An MRI on TPP

The Trans-Pacific Partnership (TPP) is a 12-nation global trade pact, of which Obozo and the vast majority of GOP, Inc (including most the GOP POTUS contenders) support. In a Breitbart article titled “Jeff Sessions: Obamatrade Can Be Killed“, is a snippet of TPP’s anti-democratic, corporatist mechanisms to enable end-runs around Congress:

[W]hile the text of Trade in Services Agreement (one of the other two deals that will be fast-tracked after TPP) has remained a secret even to lawmakers who voted to expedite it, leaked portions of the highly-secretive deal reveal that the agreement includes an entire chapter on immigration with 38 different foreign worker programs through which immigrants could enter the United States. Policy experts have said that this leaked chapter shows that the bill “will constrain the future ability of the United States Congress to regulate U.S. immigration policy.”

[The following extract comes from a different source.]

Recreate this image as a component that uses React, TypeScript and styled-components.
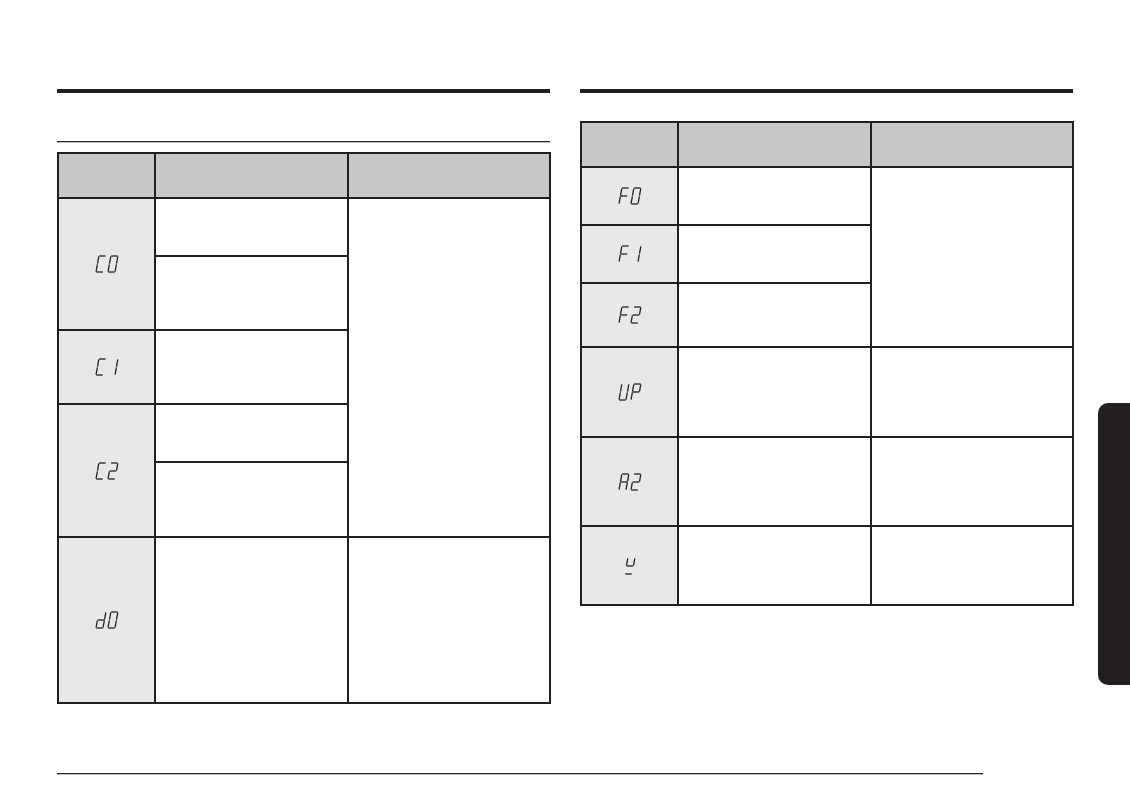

Now this extraordinary gap (the Silent Majority is getting yuge) between GOP, Inc and its base:

Polls show that conservative voters are those most likely to oppose so-called free trade deals. A recent YouGov poll shows that Republican voters—at higher rates than Democrats—think that free-trade agreements make U.S. wages lower, have resulted in job losses, and have hurt their household…

A 2014 Pew Poll found that Americans by more than a two-to-one margin believe free-trade deals reduce wages (45 percent vs. 17 percent); and believe that free-trade deals destroy jobs by nearly a three-to-one margin (55 percent vs. 20 percent). An NBC poll from June of this year found that 66 percent of “Americans say protecting American industries and jobs by limiting imports is more important than allowing free trade so they can buy products at lower prices from any country.” NBC noted that this, “sentiment is held across party lines, with majorities of Republicans, Democrats, and independents agreeing.”

So, with all this in mind, where does Trump stand on the matter?

Of the top-polling candidates, Trump has taken the strongest position against Obamatrade’s TPP — making opposition to globalist trade policies one of the signature issues of his campaign. Trump and Sessions argue that redistributing manufacturing wealth from the United States to poor and developing countries in order to further global parity has made foreign workers richer, but has made U.S. workers poorer on average.

Methinx The Donald is very much aligned with, and advised by, Sen. Jeff Sessions on a myriad of issues, and this is something that pleases me greatly.

And GOP, Inc. wonders why Trump dominates in the polls.

On issues like this, and immigration, the crossover potential (i.e., pulling votes away from Independents and even sizable numbers of Dems) is yuge.

On issue after issue, Trump is re-enacting the past campaigns of Pat Buchanan.

And I have used this gedanken when rhetorically trying to ‘prove’ the existence of gargantuan Silent Majority in this country:  If Pat Buchanan ran his exact same 1996 campaign today… do you think he would get a lower percentage of the vote or a higher percentage?